Stated problem | Pick out each line in these entries that contains the string "this".

+===+

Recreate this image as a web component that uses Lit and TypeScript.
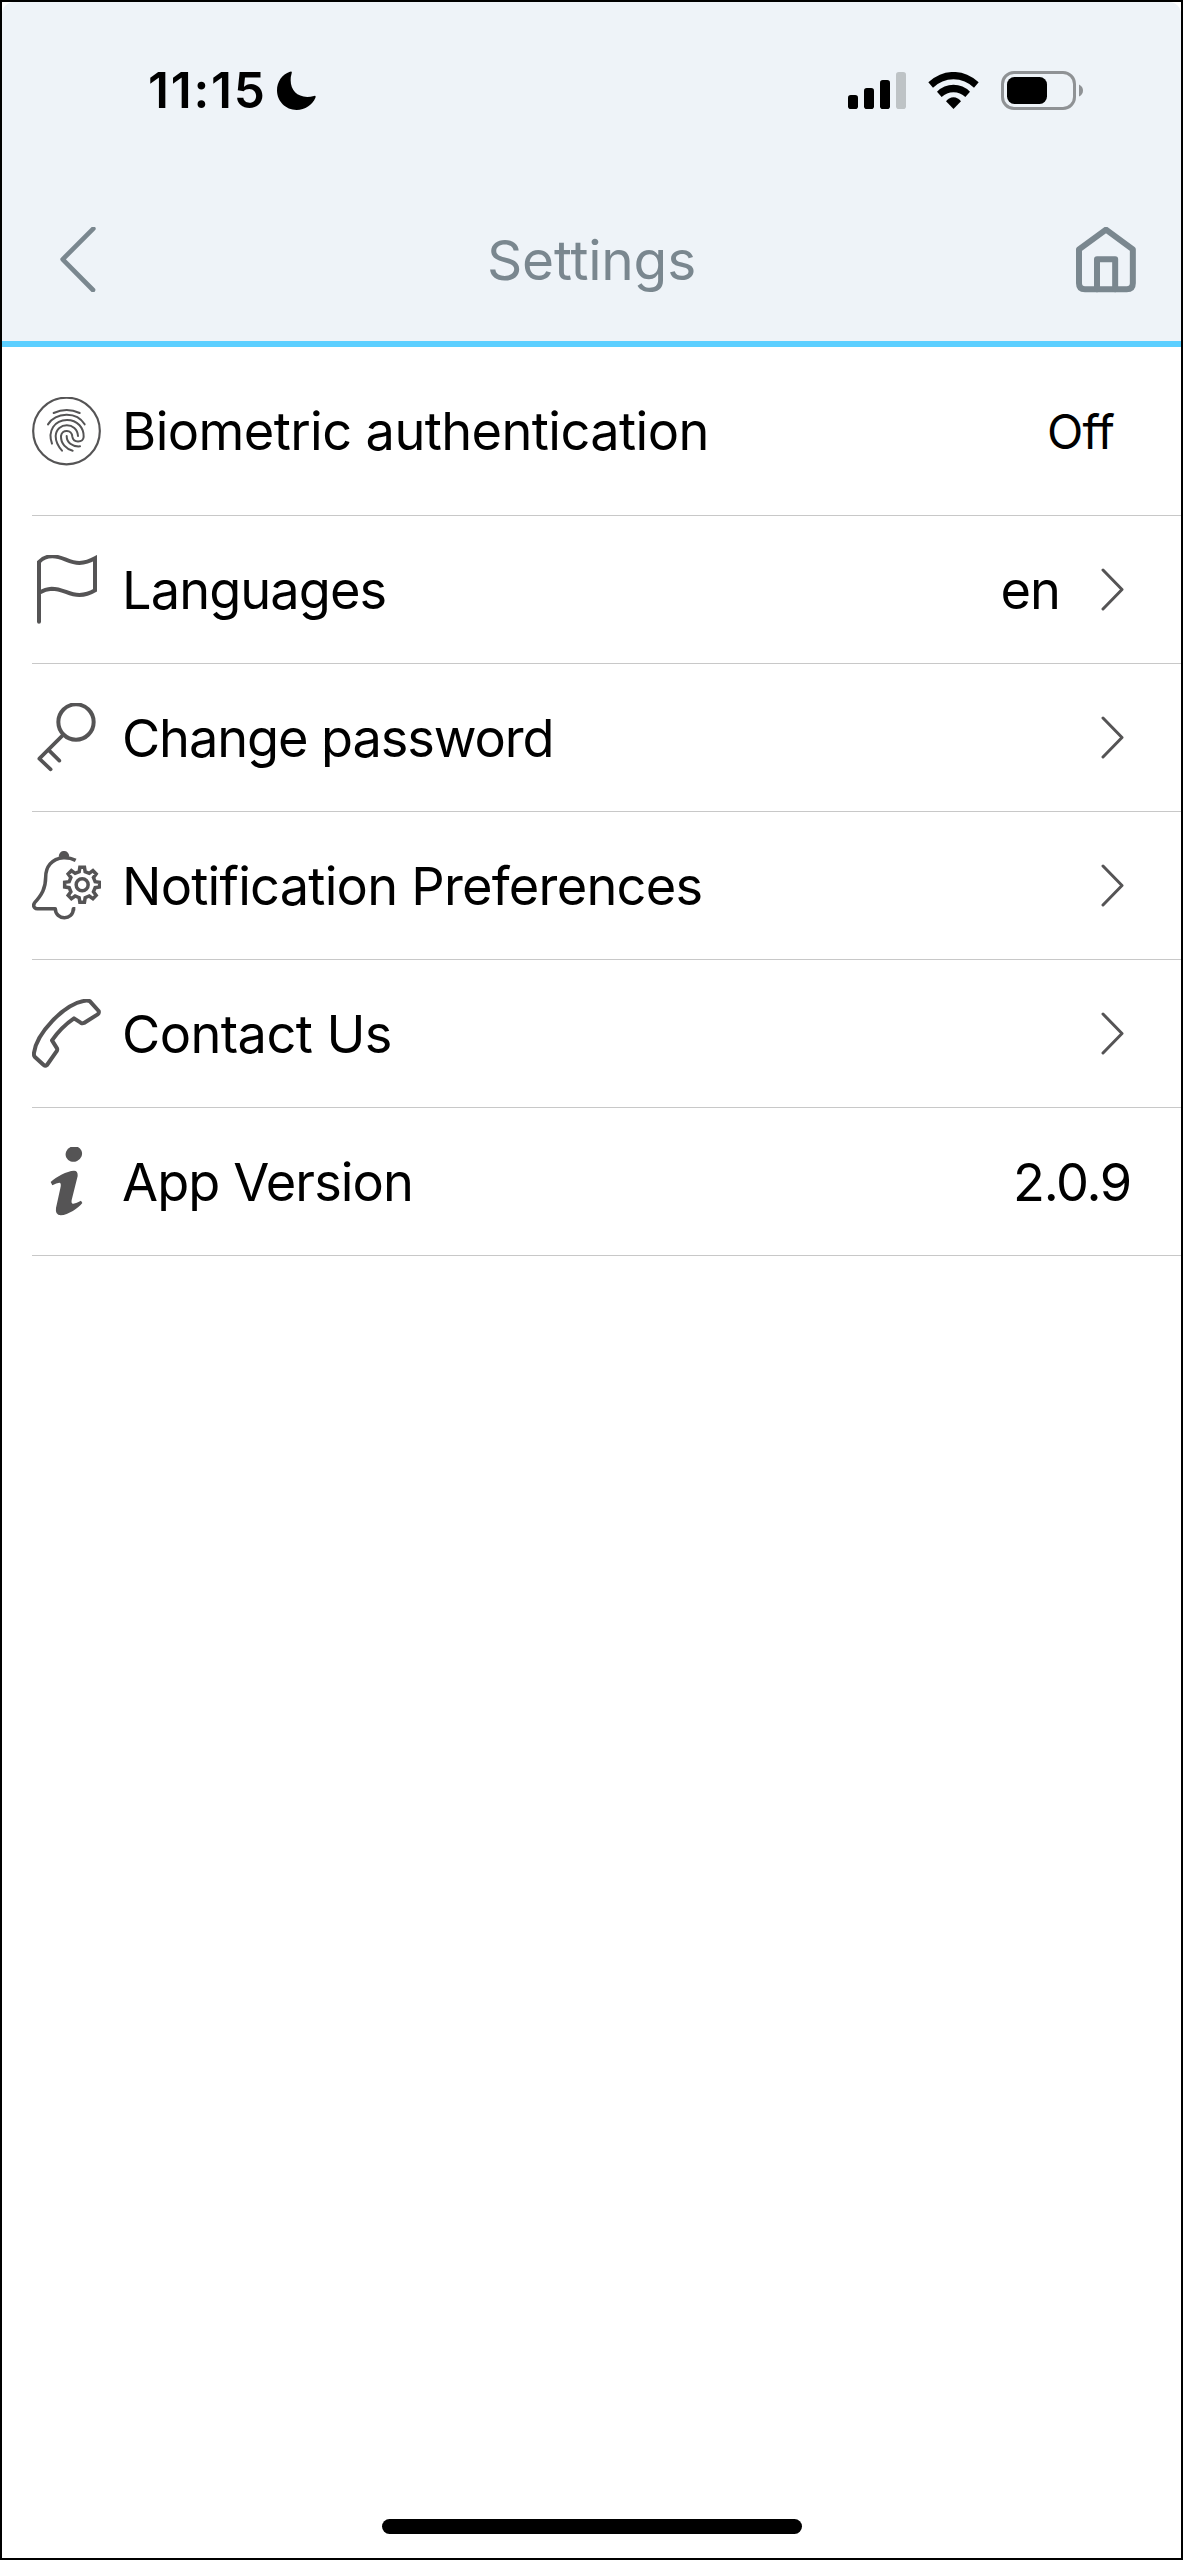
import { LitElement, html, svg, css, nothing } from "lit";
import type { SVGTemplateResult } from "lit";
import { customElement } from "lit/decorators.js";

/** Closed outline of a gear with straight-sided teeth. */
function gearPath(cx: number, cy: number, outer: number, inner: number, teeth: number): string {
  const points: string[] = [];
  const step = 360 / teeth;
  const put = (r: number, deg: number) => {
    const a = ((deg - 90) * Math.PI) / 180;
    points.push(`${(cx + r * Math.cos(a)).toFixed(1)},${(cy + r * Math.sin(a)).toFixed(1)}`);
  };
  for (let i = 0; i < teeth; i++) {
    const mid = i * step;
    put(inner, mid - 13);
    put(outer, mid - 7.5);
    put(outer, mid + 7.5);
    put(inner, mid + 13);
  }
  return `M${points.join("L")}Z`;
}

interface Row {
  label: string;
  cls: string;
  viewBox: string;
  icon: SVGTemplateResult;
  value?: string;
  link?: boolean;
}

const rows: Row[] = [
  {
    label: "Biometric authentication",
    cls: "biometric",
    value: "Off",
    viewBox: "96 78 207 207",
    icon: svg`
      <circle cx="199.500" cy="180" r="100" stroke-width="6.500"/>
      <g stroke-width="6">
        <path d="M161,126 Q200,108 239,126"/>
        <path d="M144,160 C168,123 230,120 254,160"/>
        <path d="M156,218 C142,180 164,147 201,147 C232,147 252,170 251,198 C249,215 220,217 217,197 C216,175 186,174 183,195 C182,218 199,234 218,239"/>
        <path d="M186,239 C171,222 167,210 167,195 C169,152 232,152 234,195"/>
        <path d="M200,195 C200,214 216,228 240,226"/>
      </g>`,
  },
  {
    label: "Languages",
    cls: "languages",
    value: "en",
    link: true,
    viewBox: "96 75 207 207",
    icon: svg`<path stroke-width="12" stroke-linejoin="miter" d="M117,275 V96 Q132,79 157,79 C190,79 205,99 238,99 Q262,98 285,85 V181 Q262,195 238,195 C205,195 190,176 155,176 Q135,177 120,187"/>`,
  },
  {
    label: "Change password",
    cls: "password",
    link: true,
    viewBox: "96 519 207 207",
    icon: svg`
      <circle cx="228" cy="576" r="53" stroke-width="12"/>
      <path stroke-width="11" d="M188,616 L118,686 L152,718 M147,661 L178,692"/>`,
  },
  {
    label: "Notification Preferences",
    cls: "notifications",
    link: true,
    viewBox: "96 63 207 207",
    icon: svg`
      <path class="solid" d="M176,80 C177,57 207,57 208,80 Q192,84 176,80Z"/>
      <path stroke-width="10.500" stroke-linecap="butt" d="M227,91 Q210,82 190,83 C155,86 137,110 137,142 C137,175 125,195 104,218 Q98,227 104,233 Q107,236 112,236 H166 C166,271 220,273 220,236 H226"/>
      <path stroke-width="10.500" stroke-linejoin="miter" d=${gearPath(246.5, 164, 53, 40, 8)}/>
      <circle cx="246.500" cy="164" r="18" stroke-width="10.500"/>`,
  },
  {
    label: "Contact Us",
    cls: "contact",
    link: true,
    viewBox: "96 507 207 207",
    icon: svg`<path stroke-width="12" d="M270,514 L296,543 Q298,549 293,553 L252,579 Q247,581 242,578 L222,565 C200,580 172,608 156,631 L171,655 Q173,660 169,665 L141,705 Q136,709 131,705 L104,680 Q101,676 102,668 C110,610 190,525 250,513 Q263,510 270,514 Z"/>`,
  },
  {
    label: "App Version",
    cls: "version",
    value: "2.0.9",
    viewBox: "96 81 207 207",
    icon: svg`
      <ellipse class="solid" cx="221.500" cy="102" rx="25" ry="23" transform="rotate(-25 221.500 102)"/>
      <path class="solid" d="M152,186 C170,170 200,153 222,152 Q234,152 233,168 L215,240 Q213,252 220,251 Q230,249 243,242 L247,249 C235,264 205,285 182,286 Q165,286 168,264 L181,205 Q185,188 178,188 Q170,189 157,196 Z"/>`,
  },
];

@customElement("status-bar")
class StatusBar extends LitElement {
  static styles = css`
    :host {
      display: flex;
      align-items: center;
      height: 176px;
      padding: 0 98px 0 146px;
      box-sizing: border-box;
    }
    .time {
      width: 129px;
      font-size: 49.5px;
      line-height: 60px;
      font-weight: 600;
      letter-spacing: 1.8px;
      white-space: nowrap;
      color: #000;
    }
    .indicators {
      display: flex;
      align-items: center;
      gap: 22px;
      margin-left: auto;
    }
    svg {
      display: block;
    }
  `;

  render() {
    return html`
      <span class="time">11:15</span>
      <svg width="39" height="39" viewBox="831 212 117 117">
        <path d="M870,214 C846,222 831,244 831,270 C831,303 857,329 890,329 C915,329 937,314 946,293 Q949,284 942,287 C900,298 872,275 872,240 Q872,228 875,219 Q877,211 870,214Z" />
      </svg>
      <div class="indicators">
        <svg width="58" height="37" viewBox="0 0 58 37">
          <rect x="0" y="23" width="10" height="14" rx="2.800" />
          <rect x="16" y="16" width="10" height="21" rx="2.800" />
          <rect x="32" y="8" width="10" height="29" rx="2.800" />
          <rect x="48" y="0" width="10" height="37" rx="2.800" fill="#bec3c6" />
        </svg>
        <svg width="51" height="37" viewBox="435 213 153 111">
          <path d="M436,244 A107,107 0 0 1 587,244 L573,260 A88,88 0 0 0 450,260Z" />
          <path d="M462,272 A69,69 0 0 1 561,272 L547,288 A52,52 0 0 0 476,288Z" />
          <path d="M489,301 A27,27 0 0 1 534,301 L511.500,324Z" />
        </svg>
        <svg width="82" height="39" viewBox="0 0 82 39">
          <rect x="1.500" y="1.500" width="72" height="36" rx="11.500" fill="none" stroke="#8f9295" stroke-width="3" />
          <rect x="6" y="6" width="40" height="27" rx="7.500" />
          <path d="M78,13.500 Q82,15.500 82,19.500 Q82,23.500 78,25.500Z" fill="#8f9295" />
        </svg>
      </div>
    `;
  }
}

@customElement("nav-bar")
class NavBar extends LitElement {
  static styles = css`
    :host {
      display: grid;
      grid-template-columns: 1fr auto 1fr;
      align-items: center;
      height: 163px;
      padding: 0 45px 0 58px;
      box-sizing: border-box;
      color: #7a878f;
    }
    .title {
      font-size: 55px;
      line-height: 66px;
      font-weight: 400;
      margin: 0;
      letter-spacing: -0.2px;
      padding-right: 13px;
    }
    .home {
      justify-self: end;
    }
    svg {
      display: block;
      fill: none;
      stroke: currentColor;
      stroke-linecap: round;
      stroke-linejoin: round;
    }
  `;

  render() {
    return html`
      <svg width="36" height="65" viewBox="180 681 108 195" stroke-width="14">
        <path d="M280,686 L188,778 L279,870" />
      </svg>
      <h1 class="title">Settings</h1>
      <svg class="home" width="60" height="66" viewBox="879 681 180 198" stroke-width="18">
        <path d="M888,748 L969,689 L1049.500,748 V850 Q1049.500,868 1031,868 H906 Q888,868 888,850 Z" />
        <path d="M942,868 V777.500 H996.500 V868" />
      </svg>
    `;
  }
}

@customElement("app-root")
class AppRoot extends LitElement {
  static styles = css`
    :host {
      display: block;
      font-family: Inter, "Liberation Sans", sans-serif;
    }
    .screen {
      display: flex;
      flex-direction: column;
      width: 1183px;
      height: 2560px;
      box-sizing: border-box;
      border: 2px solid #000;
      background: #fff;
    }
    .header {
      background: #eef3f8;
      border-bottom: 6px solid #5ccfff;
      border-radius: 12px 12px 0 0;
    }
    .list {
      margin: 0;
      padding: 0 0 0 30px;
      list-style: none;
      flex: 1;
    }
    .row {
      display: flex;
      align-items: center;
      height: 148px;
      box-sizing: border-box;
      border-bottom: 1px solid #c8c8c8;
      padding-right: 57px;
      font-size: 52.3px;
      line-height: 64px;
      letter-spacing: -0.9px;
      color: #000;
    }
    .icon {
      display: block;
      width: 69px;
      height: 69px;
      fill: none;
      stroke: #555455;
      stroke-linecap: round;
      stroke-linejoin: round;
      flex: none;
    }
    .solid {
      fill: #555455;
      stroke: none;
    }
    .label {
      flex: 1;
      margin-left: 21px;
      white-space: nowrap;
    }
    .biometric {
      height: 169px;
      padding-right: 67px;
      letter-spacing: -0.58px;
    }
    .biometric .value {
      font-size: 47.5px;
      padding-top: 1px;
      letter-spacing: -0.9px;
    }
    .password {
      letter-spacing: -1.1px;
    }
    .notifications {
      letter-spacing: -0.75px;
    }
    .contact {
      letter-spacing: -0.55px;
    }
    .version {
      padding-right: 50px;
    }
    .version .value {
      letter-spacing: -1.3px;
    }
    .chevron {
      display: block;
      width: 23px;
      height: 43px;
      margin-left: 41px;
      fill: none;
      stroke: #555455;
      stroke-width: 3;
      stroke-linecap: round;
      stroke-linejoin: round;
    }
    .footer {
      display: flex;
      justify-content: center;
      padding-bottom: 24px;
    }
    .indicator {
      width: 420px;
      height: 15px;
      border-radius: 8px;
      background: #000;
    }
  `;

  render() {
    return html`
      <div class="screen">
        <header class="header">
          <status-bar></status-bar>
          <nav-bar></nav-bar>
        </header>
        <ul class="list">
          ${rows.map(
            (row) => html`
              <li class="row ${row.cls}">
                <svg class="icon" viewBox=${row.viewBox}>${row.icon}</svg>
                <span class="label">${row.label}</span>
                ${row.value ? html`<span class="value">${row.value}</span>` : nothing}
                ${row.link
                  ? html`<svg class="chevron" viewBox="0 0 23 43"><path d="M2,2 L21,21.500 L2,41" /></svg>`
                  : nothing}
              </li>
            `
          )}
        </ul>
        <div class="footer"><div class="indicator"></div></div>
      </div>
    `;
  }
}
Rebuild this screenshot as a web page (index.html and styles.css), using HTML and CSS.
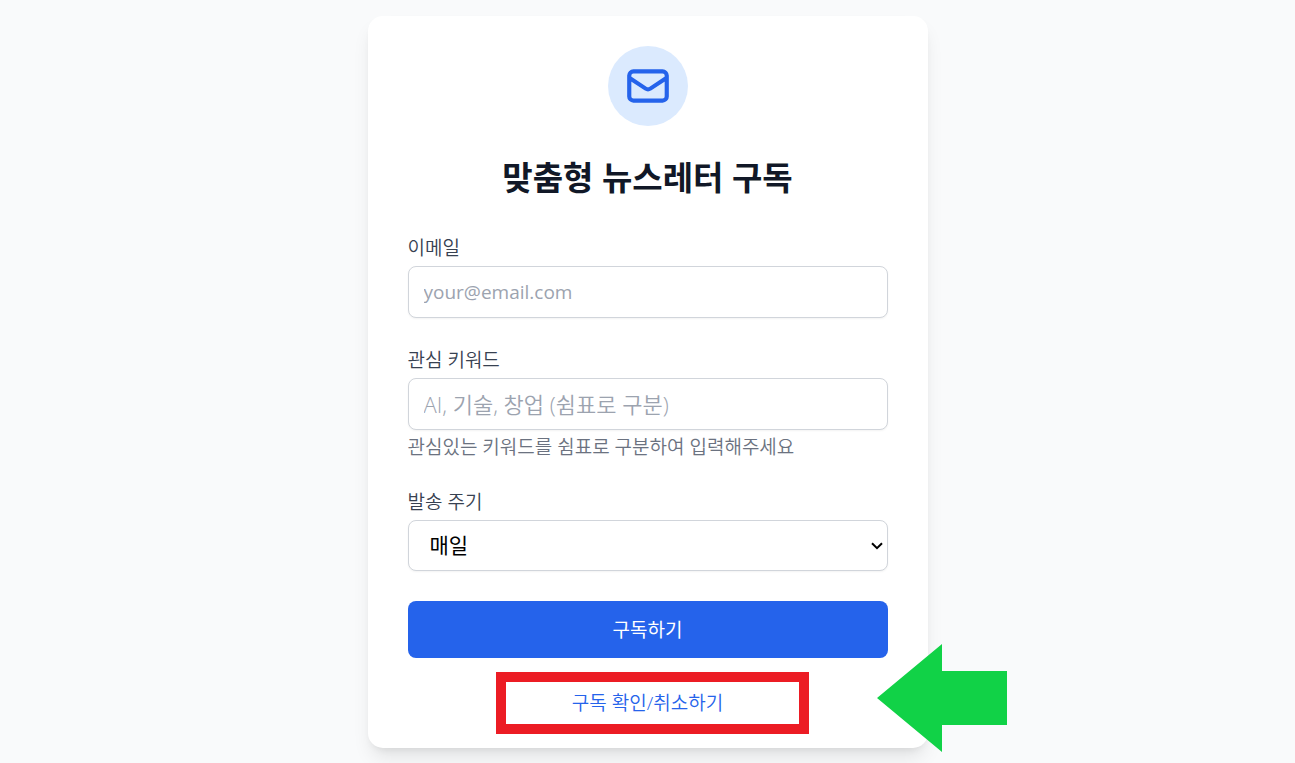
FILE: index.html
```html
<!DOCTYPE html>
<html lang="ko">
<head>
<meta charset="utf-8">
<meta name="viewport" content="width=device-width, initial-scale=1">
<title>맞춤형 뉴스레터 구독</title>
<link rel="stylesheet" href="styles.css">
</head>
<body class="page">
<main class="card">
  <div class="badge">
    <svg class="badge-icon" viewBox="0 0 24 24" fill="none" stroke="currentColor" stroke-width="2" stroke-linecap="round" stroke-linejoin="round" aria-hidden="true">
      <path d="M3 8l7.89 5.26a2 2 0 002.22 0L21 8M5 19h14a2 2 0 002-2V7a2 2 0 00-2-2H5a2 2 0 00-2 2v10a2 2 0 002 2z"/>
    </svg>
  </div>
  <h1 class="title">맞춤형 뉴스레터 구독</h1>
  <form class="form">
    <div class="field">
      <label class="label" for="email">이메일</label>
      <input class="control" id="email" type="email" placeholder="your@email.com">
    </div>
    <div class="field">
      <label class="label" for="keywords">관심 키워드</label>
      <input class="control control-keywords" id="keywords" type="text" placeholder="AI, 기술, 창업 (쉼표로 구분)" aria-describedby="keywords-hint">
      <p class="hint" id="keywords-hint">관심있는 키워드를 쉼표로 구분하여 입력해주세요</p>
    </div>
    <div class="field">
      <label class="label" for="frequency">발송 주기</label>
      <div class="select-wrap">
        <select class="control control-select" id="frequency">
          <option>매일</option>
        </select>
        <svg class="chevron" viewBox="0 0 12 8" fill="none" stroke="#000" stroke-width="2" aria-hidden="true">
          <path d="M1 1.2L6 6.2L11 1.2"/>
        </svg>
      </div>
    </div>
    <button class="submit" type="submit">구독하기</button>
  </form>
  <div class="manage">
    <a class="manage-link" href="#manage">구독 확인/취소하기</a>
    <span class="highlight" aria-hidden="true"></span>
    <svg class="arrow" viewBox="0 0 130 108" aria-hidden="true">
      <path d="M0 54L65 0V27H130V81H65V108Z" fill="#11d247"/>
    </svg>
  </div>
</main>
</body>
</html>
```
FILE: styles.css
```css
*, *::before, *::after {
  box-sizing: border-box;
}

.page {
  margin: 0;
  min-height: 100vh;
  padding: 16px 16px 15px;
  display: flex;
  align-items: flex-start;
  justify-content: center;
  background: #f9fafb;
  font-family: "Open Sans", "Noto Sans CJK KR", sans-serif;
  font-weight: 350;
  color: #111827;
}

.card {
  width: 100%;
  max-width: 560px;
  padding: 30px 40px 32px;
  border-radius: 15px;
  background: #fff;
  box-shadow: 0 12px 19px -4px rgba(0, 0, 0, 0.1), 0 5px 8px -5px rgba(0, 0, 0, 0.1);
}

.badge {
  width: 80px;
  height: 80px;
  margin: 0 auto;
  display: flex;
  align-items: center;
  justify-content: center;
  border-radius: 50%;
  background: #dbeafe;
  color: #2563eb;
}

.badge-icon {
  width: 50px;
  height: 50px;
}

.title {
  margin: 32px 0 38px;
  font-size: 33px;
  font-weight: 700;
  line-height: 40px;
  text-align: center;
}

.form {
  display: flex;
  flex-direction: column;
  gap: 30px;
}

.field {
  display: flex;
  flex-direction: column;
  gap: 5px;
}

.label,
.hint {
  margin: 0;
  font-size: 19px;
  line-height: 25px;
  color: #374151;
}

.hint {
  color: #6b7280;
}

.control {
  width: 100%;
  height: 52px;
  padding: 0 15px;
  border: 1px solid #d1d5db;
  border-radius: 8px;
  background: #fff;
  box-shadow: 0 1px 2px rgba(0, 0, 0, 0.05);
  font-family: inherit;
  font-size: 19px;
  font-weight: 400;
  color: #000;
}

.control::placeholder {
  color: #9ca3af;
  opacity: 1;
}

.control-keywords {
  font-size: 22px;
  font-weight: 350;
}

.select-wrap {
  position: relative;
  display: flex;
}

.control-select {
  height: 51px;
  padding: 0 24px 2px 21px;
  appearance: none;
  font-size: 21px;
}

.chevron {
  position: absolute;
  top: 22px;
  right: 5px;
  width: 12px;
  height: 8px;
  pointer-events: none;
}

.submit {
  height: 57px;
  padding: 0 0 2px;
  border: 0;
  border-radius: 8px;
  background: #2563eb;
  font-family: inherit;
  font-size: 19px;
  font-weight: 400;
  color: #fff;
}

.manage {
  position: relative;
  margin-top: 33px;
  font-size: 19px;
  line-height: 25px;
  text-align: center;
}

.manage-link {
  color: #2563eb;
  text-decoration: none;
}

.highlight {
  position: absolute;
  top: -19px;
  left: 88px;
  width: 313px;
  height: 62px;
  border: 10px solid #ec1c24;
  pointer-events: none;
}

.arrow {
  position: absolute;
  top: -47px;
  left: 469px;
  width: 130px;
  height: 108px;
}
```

+===+

Solution |
Recreate this image as a web component that uses Lit and TypeScript.
Rebuild this screenshot as a web page (index.html and styles.css), using HTML and CSS.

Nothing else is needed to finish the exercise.